Due to eutrophication and water quality deterioration in clear reservoirs, it is necessary to monitor and manage the main water parameters: concentration of total phosphorus (CTP), chemical oxygen demand (CCOD), chlorophyll-a (CCₕₗₐ), total suspended matter (CTSM), and Secchi disk depth (SDD). Five random forest (RF) models are developed to estimate these parameters in Xin’anjiang Reservoir, which is a clear drinking water resource in Zhejiang, China. Then, the spatio-temporal distributions of the parameters over 7 years (2013–2019) are mapped using GaoFen-1 (GF-1) images and the relationships with driving factors are analyzed. Our study demonstrates that the parameters’ distributions exhibited a significant spatio-temporal difference in Xin’anjiang Reservoir. Spatially, relatively high CTP, CCOD, CCₕₗₐ, and CTSM but low SDD appear in riverine areas, showing strong evidence of impact from the incoming rivers.

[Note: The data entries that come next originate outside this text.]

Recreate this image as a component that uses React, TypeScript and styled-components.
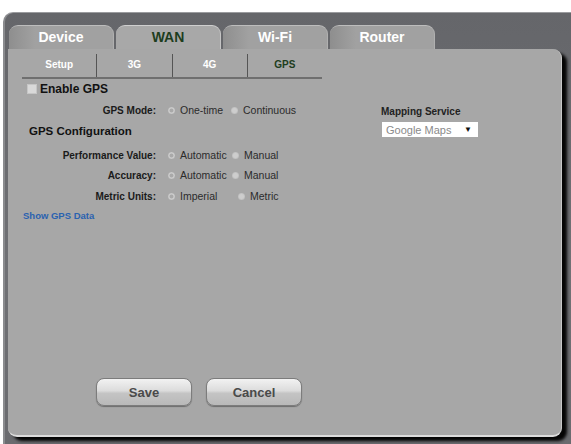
import React from 'react';
import styled, {createGlobalStyle} from 'styled-components';

const Global = createGlobalStyle`
  html, body { margin: 0; padding: 0; background: #fff; }
  body { font-family: "Liberation Sans", Arial, sans-serif; }
`

const Page = styled.div`
  width: 571px;
  height: 444px;
  padding: 12px 0 0 3px;
  box-sizing: border-box;
  overflow: hidden;
`

const Frame = styled.div`
  height: 432px;
  box-sizing: border-box;
  padding: 12px 0 0 3px;
  background: linear-gradient(#65666a, #707175 60%, #6a6b6f);
  border-top: 1px solid #9a9b9e;
  border-left: 2px solid #8a8b8e;
  border-top-left-radius: 10px;
  display: flex;
  flex-direction: column;
`

const Tabs = styled.div`
  display: flex;
  gap: 2px;
  padding-left: 1px;
  height: 24px;
`

const Tab = styled.div<{active?: boolean}>`
  width: 105px;
  box-sizing: border-box;
  border-radius: 9px 9px 0 0;
  border-top: 1px solid ${p => p.active ? '#cfcfcf' : '#bdbdbd'};
  border-right: 1px solid ${p => p.active ? '#c4c4c4' : '#b0b0b0'};
  background: ${p => p.active ? '#a8a8a8' : 'linear-gradient(90deg, #8e8e8e, #a1a1a1 25%, #a1a1a1)'};
  color: ${p => p.active ? '#1d3d1d' : '#fff'};
  font-size: 14px;
  font-weight: bold;
  text-align: center;
  line-height: 23px;
`

const Panel = styled.div`
  width: 554px;
  height: 388px;
  box-sizing: border-box;
  background: #a7a7a7;
  border-radius: 0 9px 9px 9px;
  border-right: 1px solid #c8c8c8;
  border-bottom: 2px solid #dcdcdc;
  box-shadow: 5px 4px 3px #050505;
  padding: 5px 0 0 14px;
  display: flex;
  flex-direction: column;
`

const SubTabs = styled.div`
  display: flex;
  width: 300px;
  border-bottom: 2px solid #6f6f6f;
`

const SubTab = styled.div<{active?: boolean}>`
  width: 75px;
  height: 23px;
  line-height: 22px;
  text-align: center;
  font-size: 10px;
  font-weight: bold;
  color: ${p => p.active ? '#1d3d1d' : '#fff'};
  & + & { border-left: 1px solid #555; }
`

const Body = styled.div`
  display: flex;
`

const Left = styled.div`
  width: 359px;
`

const Right = styled.div`
  padding-top: 27px;
`

const CheckRow = styled.label`
  display: flex;
  align-items: center;
  margin: 2px 0 0 5px;
  height: 16px;
  font-size: 12px;
  font-weight: bold;
  color: #111;
`

const Box = styled.span`
  width: 8px;
  height: 8px;
  background: #d9d9d9;
  border: 1px solid #c6c6c6;
  margin-right: 3px;
`

const Row = styled.div<{top: number}>`
  display: flex;
  align-items: center;
  height: 14px;
  margin-top: ${p => p.top}px;
`

const Label = styled.span`
  width: 134px;
  text-align: right;
  font-size: 10px;
  font-weight: bold;
  color: #1a1a1a;
  margin-right: 12px;
`

const Option = styled.span<{w?: number}>`
  display: flex;
  align-items: center;
  min-width: ${p => p.w || 0}px;
  font-size: 10.5px;
  color: #2b2b2b;
`

const Radio = styled.span<{checked?: boolean}>`
  width: 7px;
  height: 7px;
  border-radius: 50%;
  margin-right: 5px;
  background: ${p => p.checked
    ? 'radial-gradient(circle, #a9a9a9 0 1.5px, #d2d2d2 2.5px, #bdbdbd 3.5px)'
    : 'radial-gradient(circle, #cdcdcd 0 2px, #bebebe 3.5px)'};
`

const Heading = styled.div`
  margin: 8px 0 0 7px;
  height: 14px;
  font-size: 11.5px;
  font-weight: bold;
  color: #111;
`

const Link = styled.a`
  display: block;
  margin: 7px 0 0 1px;
  font-size: 9.5px;
  font-weight: bold;
  color: #2a62b0;
  text-decoration: none;
`

const SideTitle = styled.div`
  font-size: 10px;
  font-weight: bold;
  color: #222;
  height: 13px;
`

const Select = styled.div`
  margin: 3px 0 0 1px;
  width: 96px;
  height: 15px;
  box-sizing: border-box;
  background: #fff;
  display: flex;
  align-items: center;
  justify-content: space-between;
  padding: 0 6px 0 4px;
  font-size: 11px;
  color: #8a8a8a;
  span { color: #111; font-size: 8px; }
`

const Buttons = styled.div`
  display: flex;
  gap: 14px;
  margin-top: auto;
  margin-bottom: 29px;
  padding-left: 74px;
`

const Button = styled.button`
  width: 96px;
  height: 28px;
  border-radius: 8px;
  border: 1px solid #7c7c7c;
  background: linear-gradient(#f2f2f2, #dcdcdc 45%, #c4c4c4 55%, #b9b9b9);
  box-shadow: 0 1px 1px rgba(0,0,0,0.35);
  font-family: "Liberation Sans", Arial, sans-serif;
  font-size: 13px;
  font-weight: bold;
  color: #4a4a4a;
  padding: 0;
`

const App: React.FC = () => {
  return (
    <Page>
      <Global/>
      <Frame>
        <Tabs>
          <Tab>Device</Tab>
          <Tab active>WAN</Tab>
          <Tab>Wi-Fi</Tab>
          <Tab>Router</Tab>
        </Tabs>
        <Panel>
          <SubTabs>
            <SubTab>Setup</SubTab>
            <SubTab>3G</SubTab>
            <SubTab>4G</SubTab>
            <SubTab active>GPS</SubTab>
          </SubTabs>
          <Body>
            <Left>
              <CheckRow><Box/>Enable GPS</CheckRow>
              <Row top={6}>
                <Label>GPS Mode:</Label>
                <Option w={63}><Radio checked/>One-time</Option>
                <Option><Radio/>Continuous</Option>
              </Row>
              <Heading>GPS Configuration</Heading>
              <Row top={9}>
                <Label>Performance Value:</Label>
                <Option w={64}><Radio checked/>Automatic</Option>
                <Option><Radio/>Manual</Option>
              </Row>
              <Row top={6}>
                <Label>Accuracy:</Label>
                <Option w={64}><Radio checked/>Automatic</Option>
                <Option><Radio/>Manual</Option>
              </Row>
              <Row top={7}>
                <Label>Metric Units:</Label>
                <Option w={70}><Radio checked/>Imperial</Option>
                <Option><Radio/>Metric</Option>
              </Row>
              <Link>Show GPS Data</Link>
            </Left>
            <Right>
              <SideTitle>Mapping Service</SideTitle>
              <Select>Google Maps<span>▼</span></Select>
            </Right>
          </Body>
          <Buttons>
            <Button>Save</Button>
            <Button>Cancel</Button>
          </Buttons>
        </Panel>
      </Frame>
    </Page>
  )
}

export default App
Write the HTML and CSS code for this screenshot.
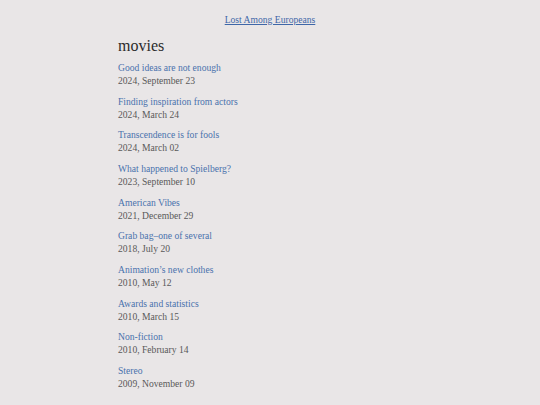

Temporally, CCₕₗₐ and CTSM reached high values in summer and winter, whereas SDD and CTP were higher in the summer and autumn, respectively. In contrast, no significant seasonal variations of CCOD could be observed. This may be why CCOD is not sensitive to hydrological or meteorological factors. However, precipitation had a significant impact on CCₕₗₐ, CTP, SDD, and CTSM in riverine areas, though these parameters were less sensitive to meteorological factors. Moreover, the geomorphology of the reservoir and anthropogenic interference (e.g., tourism activities) also have a significant impact on the water quality parameters. This study demonstrates that coupling long-term GF-1 images and RF models could provide strong evidence and new insights to understand long-term dynamics in water quality and therefore support the development of corresponding management strategies for freshwater reservoirs.